(DATA EXTRACT):
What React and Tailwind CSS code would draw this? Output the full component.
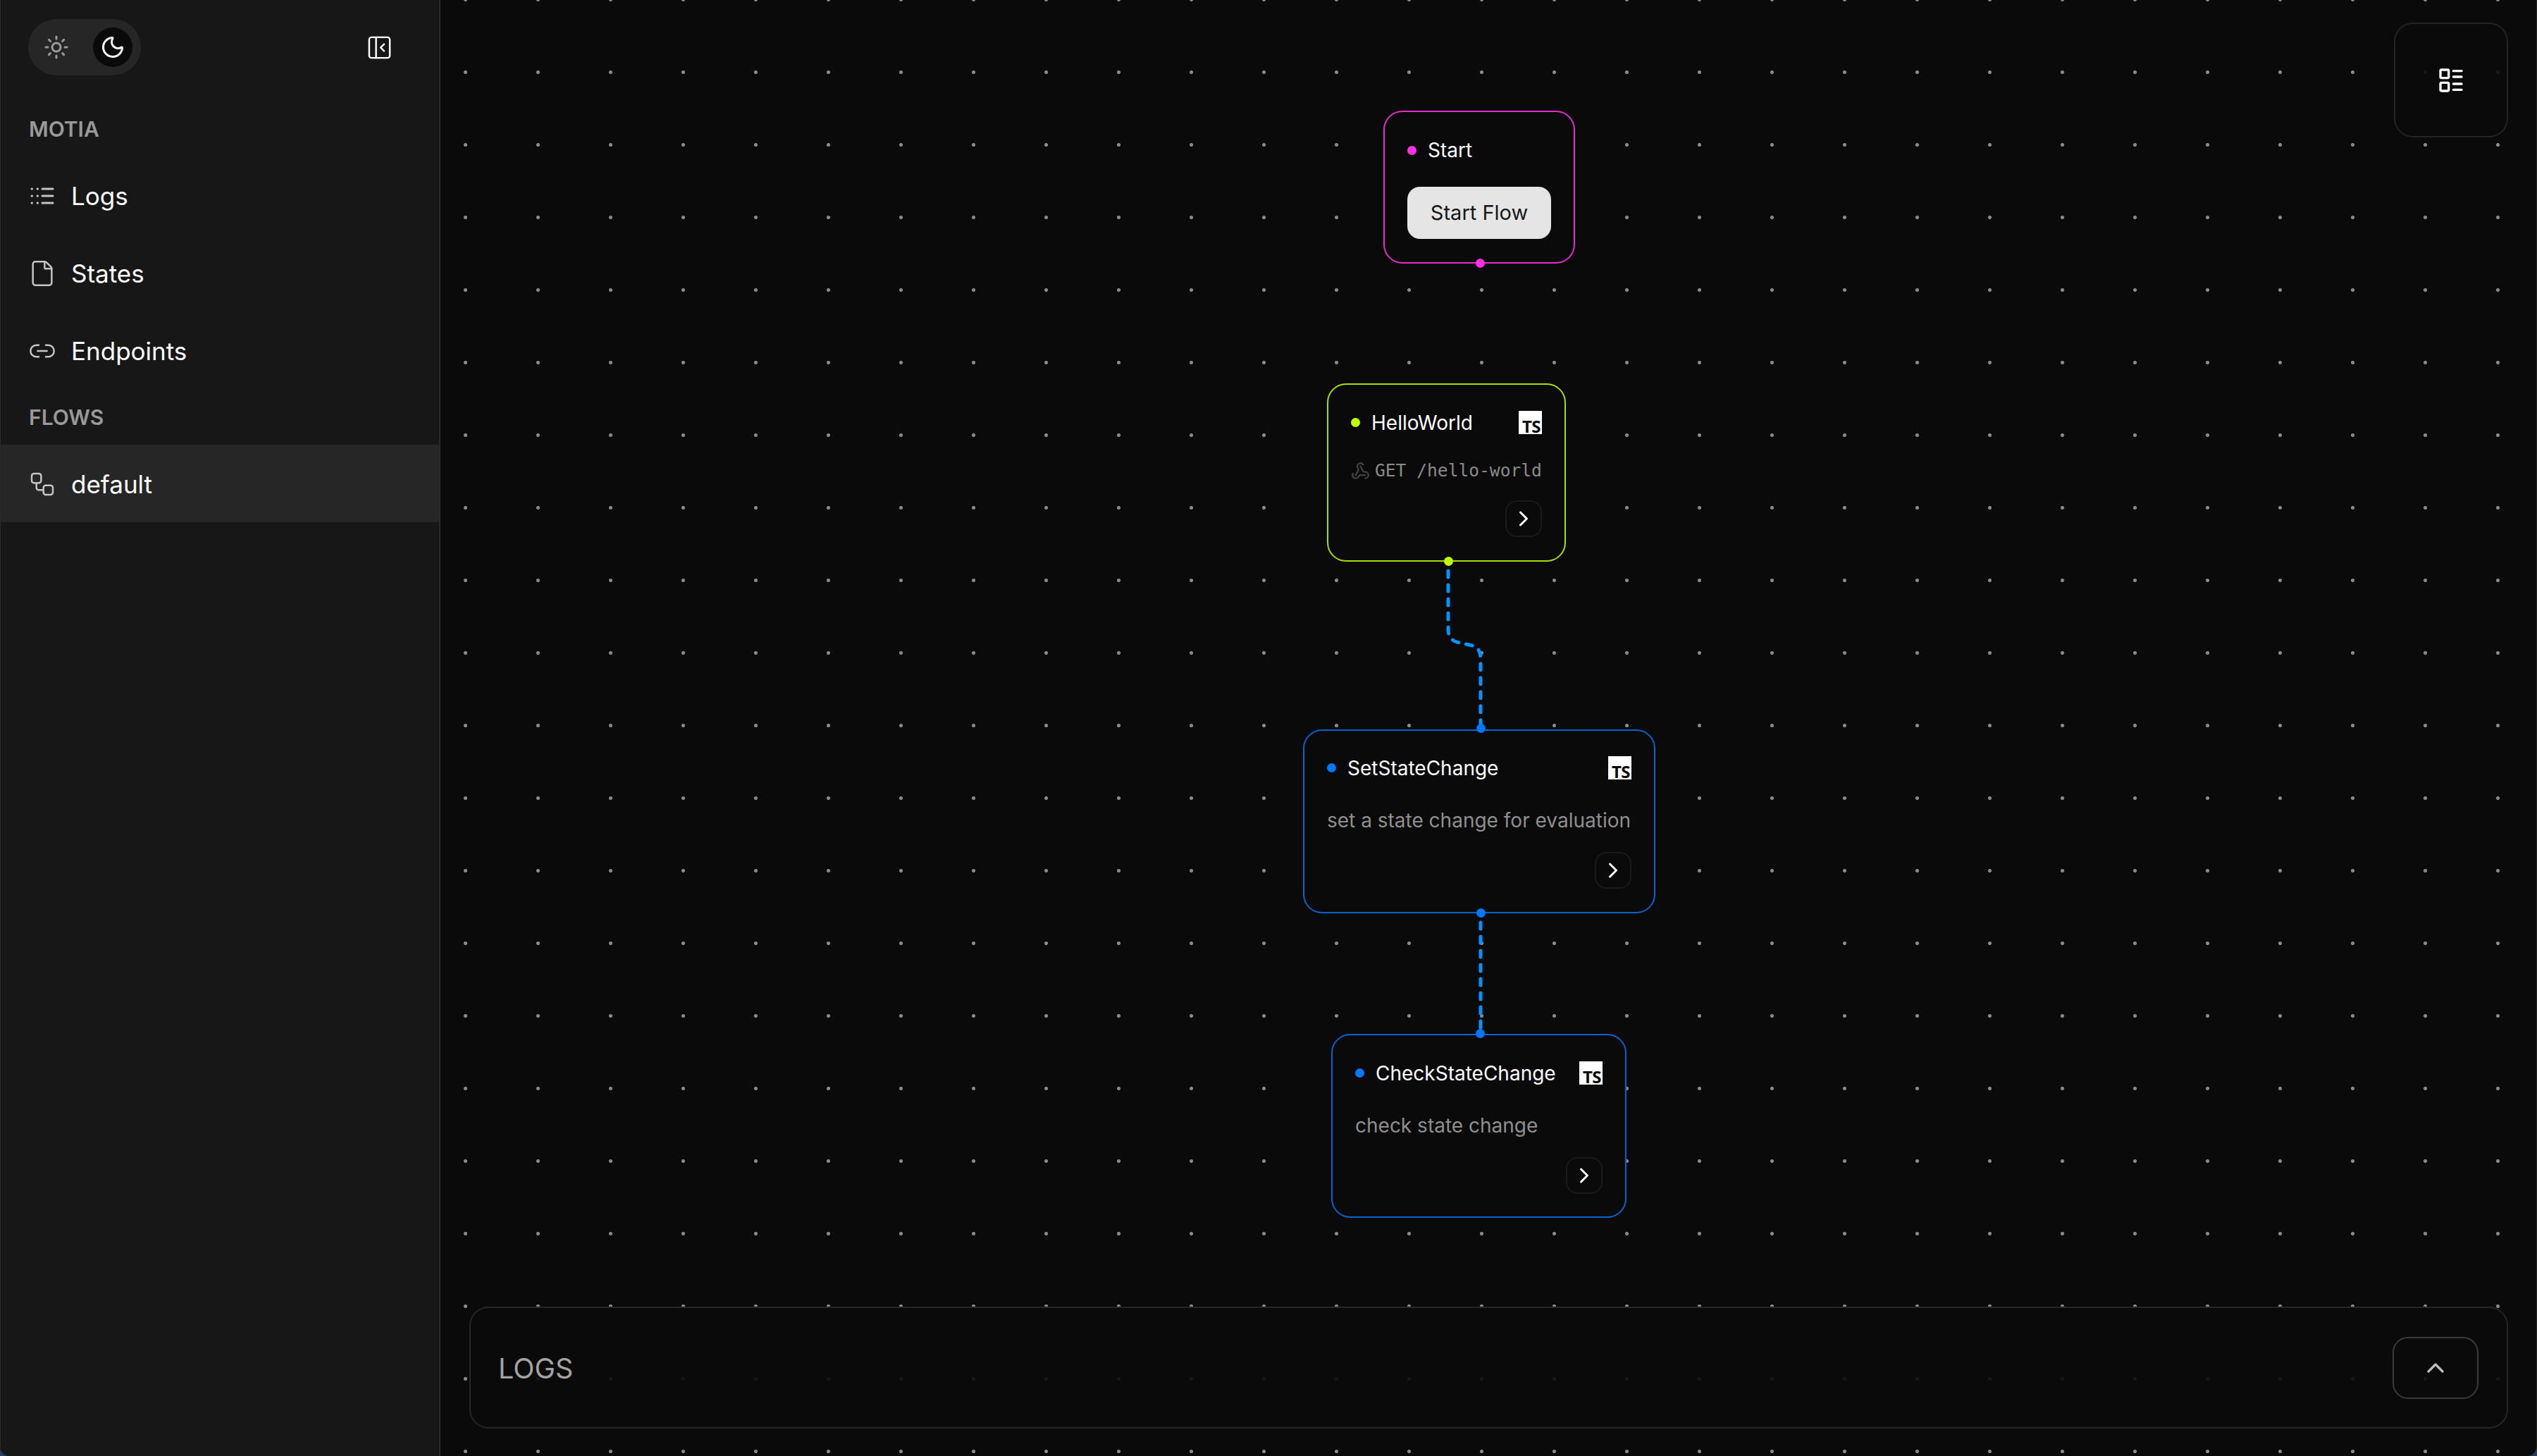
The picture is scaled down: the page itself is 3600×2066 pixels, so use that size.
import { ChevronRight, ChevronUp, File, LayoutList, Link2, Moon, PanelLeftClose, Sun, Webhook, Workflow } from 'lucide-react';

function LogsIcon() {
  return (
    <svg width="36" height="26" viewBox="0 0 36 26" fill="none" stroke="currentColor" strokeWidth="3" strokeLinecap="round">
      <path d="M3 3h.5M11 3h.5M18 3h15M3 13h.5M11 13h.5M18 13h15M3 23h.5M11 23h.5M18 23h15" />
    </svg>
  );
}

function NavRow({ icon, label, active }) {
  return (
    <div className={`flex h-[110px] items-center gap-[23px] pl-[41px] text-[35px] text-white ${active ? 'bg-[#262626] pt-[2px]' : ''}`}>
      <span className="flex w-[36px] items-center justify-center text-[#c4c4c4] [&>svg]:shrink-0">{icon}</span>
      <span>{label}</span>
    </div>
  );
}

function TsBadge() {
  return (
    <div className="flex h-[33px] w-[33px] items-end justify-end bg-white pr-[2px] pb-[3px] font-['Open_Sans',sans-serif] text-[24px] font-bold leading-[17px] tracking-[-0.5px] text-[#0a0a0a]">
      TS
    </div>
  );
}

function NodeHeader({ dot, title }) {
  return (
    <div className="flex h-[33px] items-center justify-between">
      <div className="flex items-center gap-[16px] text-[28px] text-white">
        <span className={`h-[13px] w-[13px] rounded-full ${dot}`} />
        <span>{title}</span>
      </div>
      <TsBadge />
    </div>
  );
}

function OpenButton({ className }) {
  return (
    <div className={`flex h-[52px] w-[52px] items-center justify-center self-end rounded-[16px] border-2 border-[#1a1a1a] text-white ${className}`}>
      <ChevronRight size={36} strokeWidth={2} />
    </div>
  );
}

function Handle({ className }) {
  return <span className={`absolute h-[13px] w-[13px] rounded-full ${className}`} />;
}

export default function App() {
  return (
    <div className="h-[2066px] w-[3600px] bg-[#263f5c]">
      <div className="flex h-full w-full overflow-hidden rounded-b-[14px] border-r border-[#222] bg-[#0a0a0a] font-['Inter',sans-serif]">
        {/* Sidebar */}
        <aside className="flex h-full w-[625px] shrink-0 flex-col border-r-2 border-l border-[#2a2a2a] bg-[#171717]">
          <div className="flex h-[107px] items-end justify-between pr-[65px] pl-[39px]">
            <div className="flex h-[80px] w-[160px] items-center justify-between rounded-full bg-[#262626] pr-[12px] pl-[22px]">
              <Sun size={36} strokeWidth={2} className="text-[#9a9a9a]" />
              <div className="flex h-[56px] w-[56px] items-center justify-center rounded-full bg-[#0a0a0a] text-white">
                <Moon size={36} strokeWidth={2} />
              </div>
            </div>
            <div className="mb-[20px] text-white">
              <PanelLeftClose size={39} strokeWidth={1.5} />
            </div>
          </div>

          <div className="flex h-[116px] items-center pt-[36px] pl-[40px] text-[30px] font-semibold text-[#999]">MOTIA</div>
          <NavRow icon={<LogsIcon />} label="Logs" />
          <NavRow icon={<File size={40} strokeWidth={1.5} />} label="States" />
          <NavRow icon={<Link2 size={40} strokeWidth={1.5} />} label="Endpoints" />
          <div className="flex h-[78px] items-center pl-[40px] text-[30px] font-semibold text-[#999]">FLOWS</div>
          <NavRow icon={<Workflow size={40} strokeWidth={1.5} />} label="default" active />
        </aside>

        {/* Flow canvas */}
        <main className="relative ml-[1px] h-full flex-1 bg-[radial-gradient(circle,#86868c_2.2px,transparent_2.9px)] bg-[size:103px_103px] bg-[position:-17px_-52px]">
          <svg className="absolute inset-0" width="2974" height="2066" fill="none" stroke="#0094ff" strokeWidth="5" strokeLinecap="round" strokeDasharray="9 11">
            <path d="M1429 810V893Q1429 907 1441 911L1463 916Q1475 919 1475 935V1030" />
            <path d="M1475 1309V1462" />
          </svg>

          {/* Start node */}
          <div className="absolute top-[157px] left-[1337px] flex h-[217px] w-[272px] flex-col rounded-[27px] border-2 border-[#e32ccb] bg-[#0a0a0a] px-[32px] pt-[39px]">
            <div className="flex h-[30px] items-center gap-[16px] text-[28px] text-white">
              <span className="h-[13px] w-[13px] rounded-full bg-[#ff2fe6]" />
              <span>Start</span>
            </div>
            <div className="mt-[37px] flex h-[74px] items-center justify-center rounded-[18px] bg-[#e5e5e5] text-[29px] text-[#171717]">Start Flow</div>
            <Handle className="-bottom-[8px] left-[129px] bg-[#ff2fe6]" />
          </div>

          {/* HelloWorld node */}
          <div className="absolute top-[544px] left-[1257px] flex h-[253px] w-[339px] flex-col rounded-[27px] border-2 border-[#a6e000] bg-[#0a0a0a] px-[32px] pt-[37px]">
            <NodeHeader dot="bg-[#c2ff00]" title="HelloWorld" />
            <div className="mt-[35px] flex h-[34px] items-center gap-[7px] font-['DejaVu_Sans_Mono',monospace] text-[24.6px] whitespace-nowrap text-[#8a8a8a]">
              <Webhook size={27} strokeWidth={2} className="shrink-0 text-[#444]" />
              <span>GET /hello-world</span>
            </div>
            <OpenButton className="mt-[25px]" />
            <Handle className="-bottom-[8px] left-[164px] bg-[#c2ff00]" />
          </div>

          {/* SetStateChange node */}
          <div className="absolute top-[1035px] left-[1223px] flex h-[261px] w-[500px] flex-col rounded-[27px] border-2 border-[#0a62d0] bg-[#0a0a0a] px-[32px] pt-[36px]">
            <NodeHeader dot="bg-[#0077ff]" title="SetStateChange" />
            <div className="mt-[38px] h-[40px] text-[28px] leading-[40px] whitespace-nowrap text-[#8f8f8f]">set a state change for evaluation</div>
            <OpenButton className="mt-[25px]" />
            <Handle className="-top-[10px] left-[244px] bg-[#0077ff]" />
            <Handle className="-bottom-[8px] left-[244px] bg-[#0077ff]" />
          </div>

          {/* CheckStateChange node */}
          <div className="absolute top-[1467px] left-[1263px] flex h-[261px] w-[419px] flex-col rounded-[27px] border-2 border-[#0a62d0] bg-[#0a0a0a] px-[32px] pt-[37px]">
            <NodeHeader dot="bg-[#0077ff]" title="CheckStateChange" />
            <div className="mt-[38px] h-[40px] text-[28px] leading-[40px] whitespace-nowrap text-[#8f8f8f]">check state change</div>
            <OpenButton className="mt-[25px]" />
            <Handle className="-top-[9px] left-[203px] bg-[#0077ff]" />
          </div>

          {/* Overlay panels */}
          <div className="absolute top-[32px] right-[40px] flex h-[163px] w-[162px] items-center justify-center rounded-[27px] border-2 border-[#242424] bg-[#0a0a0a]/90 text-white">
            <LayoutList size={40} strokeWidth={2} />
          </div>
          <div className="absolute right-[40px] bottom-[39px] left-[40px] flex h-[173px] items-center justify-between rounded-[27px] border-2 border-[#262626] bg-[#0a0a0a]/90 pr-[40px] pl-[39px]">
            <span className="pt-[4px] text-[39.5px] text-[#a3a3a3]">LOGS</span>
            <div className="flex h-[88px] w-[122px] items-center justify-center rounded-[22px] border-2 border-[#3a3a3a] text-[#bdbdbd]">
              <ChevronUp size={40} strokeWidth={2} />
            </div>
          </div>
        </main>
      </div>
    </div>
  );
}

(REQUIREMENT): Restate the whole listing above exactly, please, omitting every image.

(CORRECT ANSWER):
What React and Tailwind CSS code would draw this? Output the full component.
The picture is scaled down: the page itself is 3600×2066 pixels, so use that size.
import { ChevronRight, ChevronUp, File, LayoutList, Link2, Moon, PanelLeftClose, Sun, Webhook, Workflow } from 'lucide-react';

function LogsIcon() {
  return (
    <svg width="36" height="26" viewBox="0 0 36 26" fill="none" stroke="currentColor" strokeWidth="3" strokeLinecap="round">
      <path d="M3 3h.5M11 3h.5M18 3h15M3 13h.5M11 13h.5M18 13h15M3 23h.5M11 23h.5M18 23h15" />
    </svg>
  );
}

function NavRow({ icon, label, active }) {
  return (
    <div className={`flex h-[110px] items-center gap-[23px] pl-[41px] text-[35px] text-white ${active ? 'bg-[#262626] pt-[2px]' : ''}`}>
      <span className="flex w-[36px] items-center justify-center text-[#c4c4c4] [&>svg]:shrink-0">{icon}</span>
      <span>{label}</span>
    </div>
  );
}

function TsBadge() {
  return (
    <div className="flex h-[33px] w-[33px] items-end justify-end bg-white pr-[2px] pb-[3px] font-['Open_Sans',sans-serif] text-[24px] font-bold leading-[17px] tracking-[-0.5px] text-[#0a0a0a]">
      TS
    </div>
  );
}

function NodeHeader({ dot, title }) {
  return (
    <div className="flex h-[33px] items-center justify-between">
      <div className="flex items-center gap-[16px] text-[28px] text-white">
        <span className={`h-[13px] w-[13px] rounded-full ${dot}`} />
        <span>{title}</span>
      </div>
      <TsBadge />
    </div>
  );
}

function OpenButton({ className }) {
  return (
    <div className={`flex h-[52px] w-[52px] items-center justify-center self-end rounded-[16px] border-2 border-[#1a1a1a] text-white ${className}`}>
      <ChevronRight size={36} strokeWidth={2} />
    </div>
  );
}

function Handle({ className }) {
  return <span className={`absolute h-[13px] w-[13px] rounded-full ${className}`} />;
}

export default function App() {
  return (
    <div className="h-[2066px] w-[3600px] bg-[#263f5c]">
      <div className="flex h-full w-full overflow-hidden rounded-b-[14px] border-r border-[#222] bg-[#0a0a0a] font-['Inter',sans-serif]">
        {/* Sidebar */}
        <aside className="flex h-full w-[625px] shrink-0 flex-col border-r-2 border-l border-[#2a2a2a] bg-[#171717]">
          <div className="flex h-[107px] items-end justify-between pr-[65px] pl-[39px]">
            <div className="flex h-[80px] w-[160px] items-center justify-between rounded-full bg-[#262626] pr-[12px] pl-[22px]">
              <Sun size={36} strokeWidth={2} className="text-[#9a9a9a]" />
              <div className="flex h-[56px] w-[56px] items-center justify-center rounded-full bg-[#0a0a0a] text-white">
                <Moon size={36} strokeWidth={2} />
              </div>
            </div>
            <div className="mb-[20px] text-white">
              <PanelLeftClose size={39} strokeWidth={1.5} />
            </div>
          </div>

          <div className="flex h-[116px] items-center pt-[36px] pl-[40px] text-[30px] font-semibold text-[#999]">MOTIA</div>
          <NavRow icon={<LogsIcon />} label="Logs" />
          <NavRow icon={<File size={40} strokeWidth={1.5} />} label="States" />
          <NavRow icon={<Link2 size={40} strokeWidth={1.5} />} label="Endpoints" />
          <div className="flex h-[78px] items-center pl-[40px] text-[30px] font-semibold text-[#999]">FLOWS</div>
          <NavRow icon={<Workflow size={40} strokeWidth={1.5} />} label="default" active />
        </aside>

        {/* Flow canvas */}
        <main className="relative ml-[1px] h-full flex-1 bg-[radial-gradient(circle,#86868c_2.2px,transparent_2.9px)] bg-[size:103px_103px] bg-[position:-17px_-52px]">
          <svg className="absolute inset-0" width="2974" height="2066" fill="none" stroke="#0094ff" strokeWidth="5" strokeLinecap="round" strokeDasharray="9 11">
            <path d="M1429 810V893Q1429 907 1441 911L1463 916Q1475 919 1475 935V1030" />
            <path d="M1475 1309V1462" />
          </svg>

          {/* Start node */}
          <div className="absolute top-[157px] left-[1337px] flex h-[217px] w-[272px] flex-col rounded-[27px] border-2 border-[#e32ccb] bg-[#0a0a0a] px-[32px] pt-[39px]">
            <div className="flex h-[30px] items-center gap-[16px] text-[28px] text-white">
              <span className="h-[13px] w-[13px] rounded-full bg-[#ff2fe6]" />
              <span>Start</span>
            </div>
            <div className="mt-[37px] flex h-[74px] items-center justify-center rounded-[18px] bg-[#e5e5e5] text-[29px] text-[#171717]">Start Flow</div>
            <Handle className="-bottom-[8px] left-[129px] bg-[#ff2fe6]" />
          </div>

          {/* HelloWorld node */}
          <div className="absolute top-[544px] left-[1257px] flex h-[253px] w-[339px] flex-col rounded-[27px] border-2 border-[#a6e000] bg-[#0a0a0a] px-[32px] pt-[37px]">
            <NodeHeader dot="bg-[#c2ff00]" title="HelloWorld" />
            <div className="mt-[35px] flex h-[34px] items-center gap-[7px] font-['DejaVu_Sans_Mono',monospace] text-[24.6px] whitespace-nowrap text-[#8a8a8a]">
              <Webhook size={27} strokeWidth={2} className="shrink-0 text-[#444]" />
              <span>GET /hello-world</span>
            </div>
            <OpenButton className="mt-[25px]" />
            <Handle className="-bottom-[8px] left-[164px] bg-[#c2ff00]" />
          </div>

          {/* SetStateChange node */}
          <div className="absolute top-[1035px] left-[1223px] flex h-[261px] w-[500px] flex-col rounded-[27px] border-2 border-[#0a62d0] bg-[#0a0a0a] px-[32px] pt-[36px]">
            <NodeHeader dot="bg-[#0077ff]" title="SetStateChange" />
            <div className="mt-[38px] h-[40px] text-[28px] leading-[40px] whitespace-nowrap text-[#8f8f8f]">set a state change for evaluation</div>
            <OpenButton className="mt-[25px]" />
            <Handle className="-top-[10px] left-[244px] bg-[#0077ff]" />
            <Handle className="-bottom-[8px] left-[244px] bg-[#0077ff]" />
          </div>

          {/* CheckStateChange node */}
          <div className="absolute top-[1467px] left-[1263px] flex h-[261px] w-[419px] flex-col rounded-[27px] border-2 border-[#0a62d0] bg-[#0a0a0a] px-[32px] pt-[37px]">
            <NodeHeader dot="bg-[#0077ff]" title="CheckStateChange" />
            <div className="mt-[38px] h-[40px] text-[28px] leading-[40px] whitespace-nowrap text-[#8f8f8f]">check state change</div>
            <OpenButton className="mt-[25px]" />
            <Handle className="-top-[9px] left-[203px] bg-[#0077ff]" />
          </div>

          {/* Overlay panels */}
          <div className="absolute top-[32px] right-[40px] flex h-[163px] w-[162px] items-center justify-center rounded-[27px] border-2 border-[#242424] bg-[#0a0a0a]/90 text-white">
            <LayoutList size={40} strokeWidth={2} />
          </div>
          <div className="absolute right-[40px] bottom-[39px] left-[40px] flex h-[173px] items-center justify-between rounded-[27px] border-2 border-[#262626] bg-[#0a0a0a]/90 pr-[40px] pl-[39px]">
            <span className="pt-[4px] text-[39.5px] text-[#a3a3a3]">LOGS</span>
            <div className="flex h-[88px] w-[122px] items-center justify-center rounded-[22px] border-2 border-[#3a3a3a] text-[#bdbdbd]">
              <ChevronUp size={40} strokeWidth={2} />
            </div>
          </div>
        </main>
      </div>
    </div>
  );
}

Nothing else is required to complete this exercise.